В полемику с „Одесским вестником“ по поводу „Подростка“ вступил „Новороссийский телеграф“, анонимный обозреватель которого поместил очень сочувственный отзыв о романе в № 43 от 22 февраля 1875 г. Он не видит в новом романе Достоевского „поклепа на молодое поколение“, однако анализ образов Аркадия Долгорукого и особенно Версилова[279] и матери Подростка показывает, что в этом произведении он прежде всего усматривает обличительный роман на социальную тему, бичующий пороки высших классов общества.
Большинство критических откликов на первую часть романа, как враждебных, так и сочувственных, не удовлетворили Достоевского. Он еще раз убедился в том, что современная критика не понимает его эстетических позиций. Писатель собирался ответить своим критикам и с этой целью 22 марта 1875 г. набросал программу будущего предисловия к роману (см.: XVI, 329–330). Здесь он возражает на некоторые их конкретные замечания. Таково, например, возражение Скабичевскому, упрекавшему Достоевского в натурализме: „Говорили, что я изображал гром настоящий, дождь настоящий, как на сцене. Где же? Неужели Раскольников, Ст(епан) Трофимович (главные герои моих романов) подают к этому толки?“. Другое возражение адресовано Герцо-Виноградскому: „Говорят, что Оля недостаточно объяснила, для чего она повесилась. Но я для глупцов не пишу“. Главные же упреки Авсеенко, Герцо-Виноградского и отчасти Скабичевского в искажении действительности, в выдуманности и фантастичности героев, в одностороннем изображении исключительно патологических, болезненных ситуаций Достоевский считает несостоятельными. Он утверждает, наоборот, что именно он в отличие от Толстого, Гончарова и других „талантливых писателей наших“, изображавших жизнь „средне-высшего круга“, то есть „жизнь исключений“, показывает „жизнь общего правила“. И еще один упрек критики, упрек в исключительном внимании ко всему больному и уродливому, вызывает резкое возражение Достоевского. „Подполье, подполье, поэт подполья, — фельетонисты повторяли это как нечто унизительное для меня. Дурачки, это моя слава, ибо тут правда“ (XVI, 330).
Предисловие осталось наброском, однако Достоевский позднее не раз возвращался к проблемам, затронутым в нем, полемизируя со своими критиками. Так, резкое выступление Достоевского против Авсеенко в апрельском выпуске „Дневника писателя“ на 1876 г. (гл. 1) было по сути одним из ответов на критику первой части „Подростка“, хотя прошлогоднее обозрение Авсеенко в „Русском мире“ в „Дневнике писателя“ и не упомянуто.

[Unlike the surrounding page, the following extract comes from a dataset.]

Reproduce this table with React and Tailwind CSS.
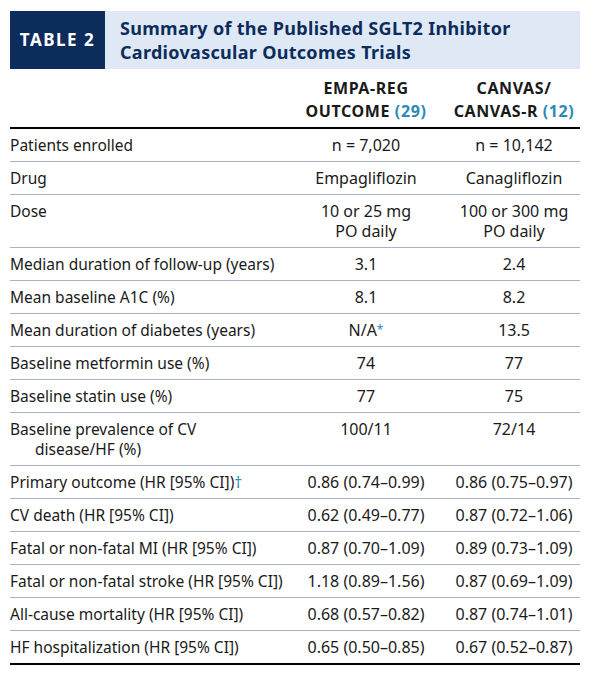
const rows = [
  { label: 'Patients enrolled', a: 'n = 7,020', b: 'n = 10,142' },
  { label: 'Drug', a: 'Empagliflozin', b: 'Canagliflozin' },
  { label: 'Dose', a: ['10 or 25 mg', 'PO daily'], b: ['100 or 300 mg', 'PO daily'] },
  { label: 'Median duration of follow-up (years)', a: '3.1', b: '2.4' },
  { label: 'Mean baseline A1C (%)', a: '8.1', b: '8.2' },
  { label: 'Mean duration of diabetes (years)', a: 'N/A', aMark: '*', b: '13.5' },
  { label: 'Baseline metformin use (%)', a: '74', b: '77' },
  { label: 'Baseline statin use (%)', a: '77', b: '75' },
  { label: ['Baseline prevalence of CV', 'disease/HF (%)'], a: '100/11', b: '72/14' },
  { label: 'Primary outcome (HR [95% CI])', mark: '†', a: '0.86 (0.74–0.99)', b: '0.86 (0.75–0.97)' },
  { label: 'CV death (HR [95% CI])', a: '0.62 (0.49–0.77)', b: '0.87 (0.72–1.06)' },
  { label: 'Fatal or non-fatal MI (HR [95% CI])', a: '0.87 (0.70–1.09)', b: '0.89 (0.73–1.09)' },
  { label: 'Fatal or non-fatal stroke (HR [95% CI])', a: '1.18 (0.89–1.56)', b: '0.87 (0.69–1.09)' },
  { label: 'All-cause mortality (HR [95% CI])', a: '0.68 (0.57–0.82)', b: '0.87 (0.74–1.01)' },
  { label: 'HF hospitalization (HR [95% CI])', a: '0.65 (0.50–0.85)', b: '0.67 (0.52–0.87)' },
]

function Cell({ value, mark }) {
  const lines = Array.isArray(value) ? value : [value]
  return (
    <div className="text-center whitespace-nowrap">
      {lines.map((l, i) => (
        <div key={i}>
          {l}
          {mark && i === 0 && <span className="text-[#2a8ab8] text-[12px] align-top">{mark}</span>}
        </div>
      ))}
    </div>
  )
}

export default function App() {
  return (
    <div className="bg-white w-[600px] h-[677px] pt-[11px] pl-[10px] font-['Noto_Sans',sans-serif] text-[#1a1a1a]">
      <div className="w-[570px]">
        {/* Title band */}
        <div className="flex h-[58px]">
          <div className="w-[95px] bg-[#0c2c5c] flex items-center justify-center text-white font-bold text-[17px] tracking-[1.5px]">
            TABLE 2
          </div>
          <div className="flex-1 bg-[#dfe9f6] pl-[15px] pt-[5px] text-[#0c2c5c] font-bold text-[18px] tracking-[0.3px] leading-[24px]">
            <div>Summary of the Published SGLT2 Inhibitor</div>
            <div>Cardiovascular Outcomes Trials</div>
          </div>
        </div>

        {/* Column headers */}
        <div className="grid grid-cols-[280px_152px_138px] h-[60px] pt-[8px] border-b-2 border-black font-bold text-[16px] tracking-[0.6px] leading-[23px]">
          <div></div>
          <div className="text-center">
            <div>EMPA-REG</div>
            <div>OUTCOME <span className="text-[#2a8ab8]">(29)</span></div>
          </div>
          <div className="text-center pl-[6px]">
            <div>CANVAS/</div>
            <div>CANVAS-R <span className="text-[#2a8ab8]">(12)</span></div>
          </div>
        </div>

        {/* Body */}
        {rows.map((r, i) => {
          const label = Array.isArray(r.label) ? r.label : [r.label]
          return (
            <div
              key={i}
              className={`grid grid-cols-[280px_152px_138px] py-[6px] text-[16px] leading-[20px] ${
                i === rows.length - 1 ? 'border-b-2 border-black' : 'border-b-[1.5px] border-[#a7b2cb]'
              }`}
            >
              <div className="whitespace-nowrap text-[15.5px]">
                {label.map((l, j) => (
                  <div key={j} className={j > 0 ? 'pl-[25px]' : ''}>
                    {l}
                    {r.mark && j === 0 && <span className="text-[#2a8ab8]">{r.mark}</span>}
                  </div>
                ))}
              </div>
              <Cell value={r.a} mark={r.aMark} />
              <div className="pl-[6px]">
                <Cell value={r.b} />
              </div>
            </div>
          )
        })}
      </div>
    </div>
  )
}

Последующие части „Подростка“ публиковались с перерывами, нерегулярно и, возможно, потому не привлекли особого внимания критики. Отдельные упоминания о печатающемся еще романе содержались в некоторых статьях и частной переписке. Так, дважды (и оба раза сочувственно) вспомнил о „Подростке“ Вс. Соловьев, после того как он начал сотрудничать в „Русском мире“. Первый раз в обзоре „Русские журналы“, написанном не без воздействия идей „Подростка“, Вс. Соловьев назвал Достоевского „мыслящим наблюдателем“, относящимся к окружающей жизни „с чувством глубокого сострадания“, „говорящим с нами именно о том, о чем нужно, и именно тем тоном, каким нужно“.[280] И упомянув о романе, „окончание <…> которого должно на днях выйти в последней книге «Отечественных записок»“, Соловьев замечает: „В течение года толки газетных критиков не были особенно благоприятны этому роману; но дело в том, что на романиста пока нападали только за внешнюю сторону его произведения да указывали на некоторые подробности этого, во всяком случае глубоко задуманного и многое затрагивающего романа. Мы думаем, что, перечтя его с начала до конца, следует отнестись к нему иначе“.[281]